──────── Stored data ────────

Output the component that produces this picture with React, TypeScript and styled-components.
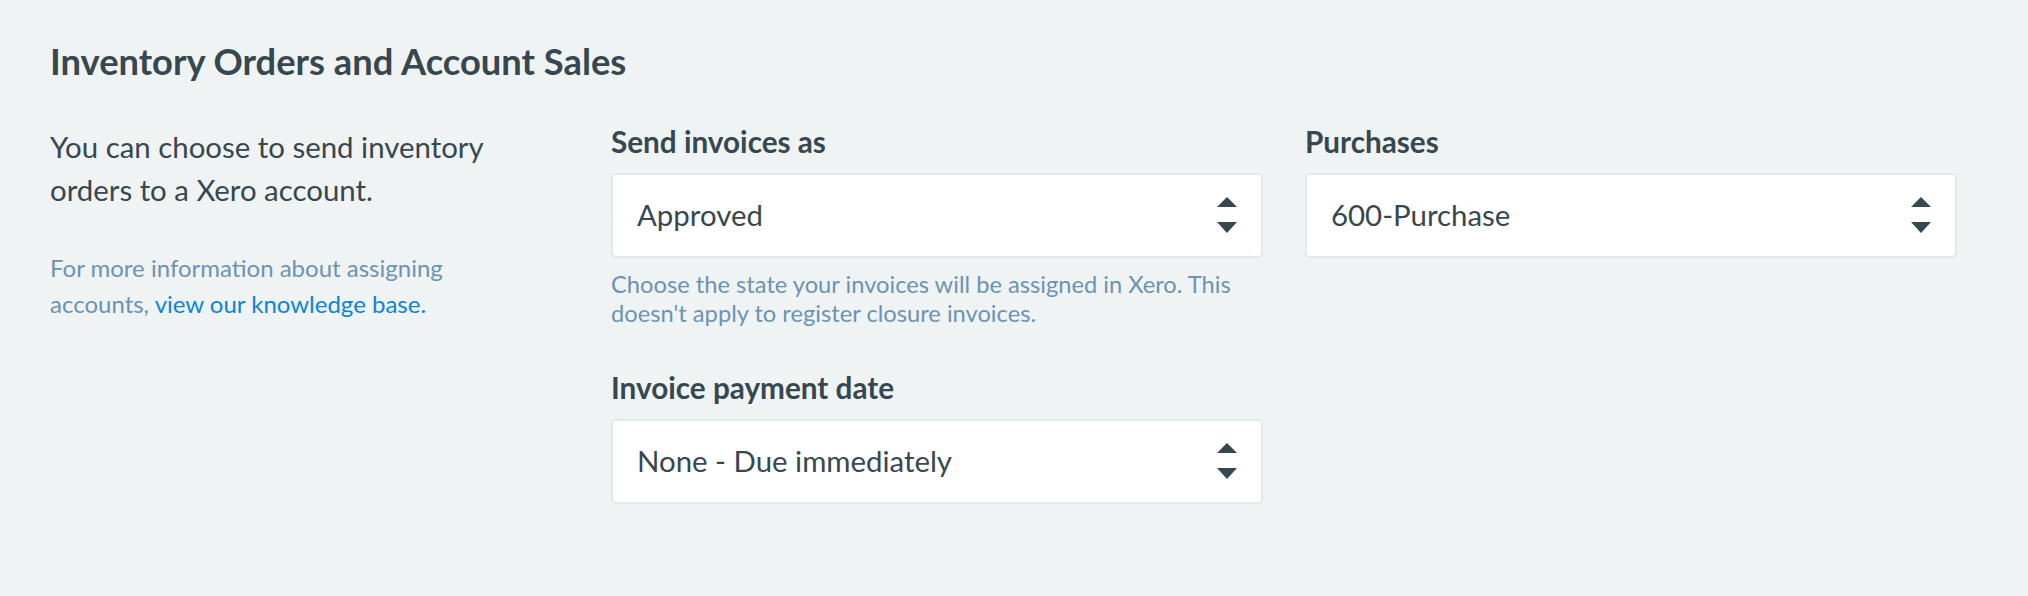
import React from "react";
import styled, { createGlobalStyle } from "styled-components";

const GlobalStyle = createGlobalStyle`
  html, body {
    margin: 0;
    padding: 0;
    background: #f0f3f4;
    min-height: 100%;
  }
  body {
    font-family: Lato, "Open Sans", "Liberation Sans", sans-serif;
    color: #37474f;
  }
`;

const Page = styled.section`
  box-sizing: border-box;
  width: 2028px;
  min-height: 596px;
  padding: 40px 0 0 50px;
  background: #f0f3f4;
`;

const Title = styled.h2`
  margin: 0 0 42px;
  font-size: 36.3px;
  line-height: 43.2px;
  font-weight: 700;
  color: #37474f;
`;

const Grid = styled.div`
  display: grid;
  grid-template-columns: 519px 652px 652px;
  column-gap: 42px;
  align-items: start;
`;

const Intro = styled.div`
  max-width: 470px;
`;

const Lead = styled.p`
  margin: 0 0 38px;
  font-size: 29.4px;
  line-height: 43.2px;
  color: #37474f;
`;

const Note = styled.p`
  margin: 0;
  font-size: 24px;
  line-height: 36px;
  color: #6b93b3;
`;

const Link = styled.a`
  color: #0b84dc;
  text-decoration: none;
`;

const FieldStack = styled.div`
  display: flex;
  flex-direction: column;
  gap: 44px;
`;

const Field = styled.div`
  display: flex;
  flex-direction: column;
`;

const Label = styled.label`
  font-size: 29.7px;
  line-height: 34.6px;
  font-weight: 700;
  color: #37474f;
  margin-bottom: 13px;
`;

const SelectBox = styled.div`
  box-sizing: border-box;
  height: 85px;
  display: flex;
  align-items: center;
  justify-content: space-between;
  padding: 0 24px 0 24px;
  background: #ffffff;
  border: 2px solid #e3e8ea;
  border-radius: 5px;
`;

const SelectValue = styled.span`
  font-size: 29.4px;
  line-height: 34.6px;
  color: #37474f;
`;

const Help = styled.p`
  margin: 12px 0 0;
  font-size: 23.7px;
  line-height: 28.8px;
  color: #6b93b3;
`;

const Arrows = () => (
  <svg width="20" height="36" viewBox="0 0 20 36" aria-hidden="true">
    <polygon points="10,0 20,10 0,10" fill="#37474f" />
    <polygon points="0,25 20,25 10,36" fill="#37474f" />
  </svg>
);

const Select = ({ value }: { value: string }) => (
  <SelectBox>
    <SelectValue>{value}</SelectValue>
    <Arrows />
  </SelectBox>
);

export default function App() {
  return (
    <>
      <GlobalStyle />
      <Page>
        <Title>Inventory Orders and Account Sales</Title>
        <Grid>
          <Intro>
            <Lead>You can choose to send inventory orders to a Xero account.</Lead>
            <Note>
              For more information about assigning accounts, <Link href="#">view our knowledge base.</Link>
            </Note>
          </Intro>
          <FieldStack>
            <Field>
              <Label>Send invoices as</Label>
              <Select value="Approved" />
              <Help>
                Choose the state your invoices will be assigned in Xero. This doesn't apply to
                register closure invoices.
              </Help>
            </Field>
            <Field>
              <Label>Invoice payment date</Label>
              <Select value="None - Due immediately" />
            </Field>
          </FieldStack>
          <FieldStack>
            <Field>
              <Label>Purchases</Label>
              <Select value="600-Purchase" />
            </Field>
          </FieldStack>
        </Grid>
      </Page>
    </>
  );
}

────────

__Instructions to follow__:
Quote the data above in full, leaving out the pictures it holds.

__Task solution__:
Output the component that produces this picture with React, TypeScript and styled-components.
import React from "react";
import styled, { createGlobalStyle } from "styled-components";

const GlobalStyle = createGlobalStyle`
  html, body {
    margin: 0;
    padding: 0;
    background: #f0f3f4;
    min-height: 100%;
  }
  body {
    font-family: Lato, "Open Sans", "Liberation Sans", sans-serif;
    color: #37474f;
  }
`;

const Page = styled.section`
  box-sizing: border-box;
  width: 2028px;
  min-height: 596px;
  padding: 40px 0 0 50px;
  background: #f0f3f4;
`;

const Title = styled.h2`
  margin: 0 0 42px;
  font-size: 36.3px;
  line-height: 43.2px;
  font-weight: 700;
  color: #37474f;
`;

const Grid = styled.div`
  display: grid;
  grid-template-columns: 519px 652px 652px;
  column-gap: 42px;
  align-items: start;
`;

const Intro = styled.div`
  max-width: 470px;
`;

const Lead = styled.p`
  margin: 0 0 38px;
  font-size: 29.4px;
  line-height: 43.2px;
  color: #37474f;
`;

const Note = styled.p`
  margin: 0;
  font-size: 24px;
  line-height: 36px;
  color: #6b93b3;
`;

const Link = styled.a`
  color: #0b84dc;
  text-decoration: none;
`;

const FieldStack = styled.div`
  display: flex;
  flex-direction: column;
  gap: 44px;
`;

const Field = styled.div`
  display: flex;
  flex-direction: column;
`;

const Label = styled.label`
  font-size: 29.7px;
  line-height: 34.6px;
  font-weight: 700;
  color: #37474f;
  margin-bottom: 13px;
`;

const SelectBox = styled.div`
  box-sizing: border-box;
  height: 85px;
  display: flex;
  align-items: center;
  justify-content: space-between;
  padding: 0 24px 0 24px;
  background: #ffffff;
  border: 2px solid #e3e8ea;
  border-radius: 5px;
`;

const SelectValue = styled.span`
  font-size: 29.4px;
  line-height: 34.6px;
  color: #37474f;
`;

const Help = styled.p`
  margin: 12px 0 0;
  font-size: 23.7px;
  line-height: 28.8px;
  color: #6b93b3;
`;

const Arrows = () => (
  <svg width="20" height="36" viewBox="0 0 20 36" aria-hidden="true">
    <polygon points="10,0 20,10 0,10" fill="#37474f" />
    <polygon points="0,25 20,25 10,36" fill="#37474f" />
  </svg>
);

const Select = ({ value }: { value: string }) => (
  <SelectBox>
    <SelectValue>{value}</SelectValue>
    <Arrows />
  </SelectBox>
);

export default function App() {
  return (
    <>
      <GlobalStyle />
      <Page>
        <Title>Inventory Orders and Account Sales</Title>
        <Grid>
          <Intro>
            <Lead>You can choose to send inventory orders to a Xero account.</Lead>
            <Note>
              For more information about assigning accounts, <Link href="#">view our knowledge base.</Link>
            </Note>
          </Intro>
          <FieldStack>
            <Field>
              <Label>Send invoices as</Label>
              <Select value="Approved" />
              <Help>
                Choose the state your invoices will be assigned in Xero. This doesn't apply to
                register closure invoices.
              </Help>
            </Field>
            <Field>
              <Label>Invoice payment date</Label>
              <Select value="None - Due immediately" />
            </Field>
          </FieldStack>
          <FieldStack>
            <Field>
              <Label>Purchases</Label>
              <Select value="600-Purchase" />
            </Field>
          </FieldStack>
        </Grid>
      </Page>
    </>
  );
}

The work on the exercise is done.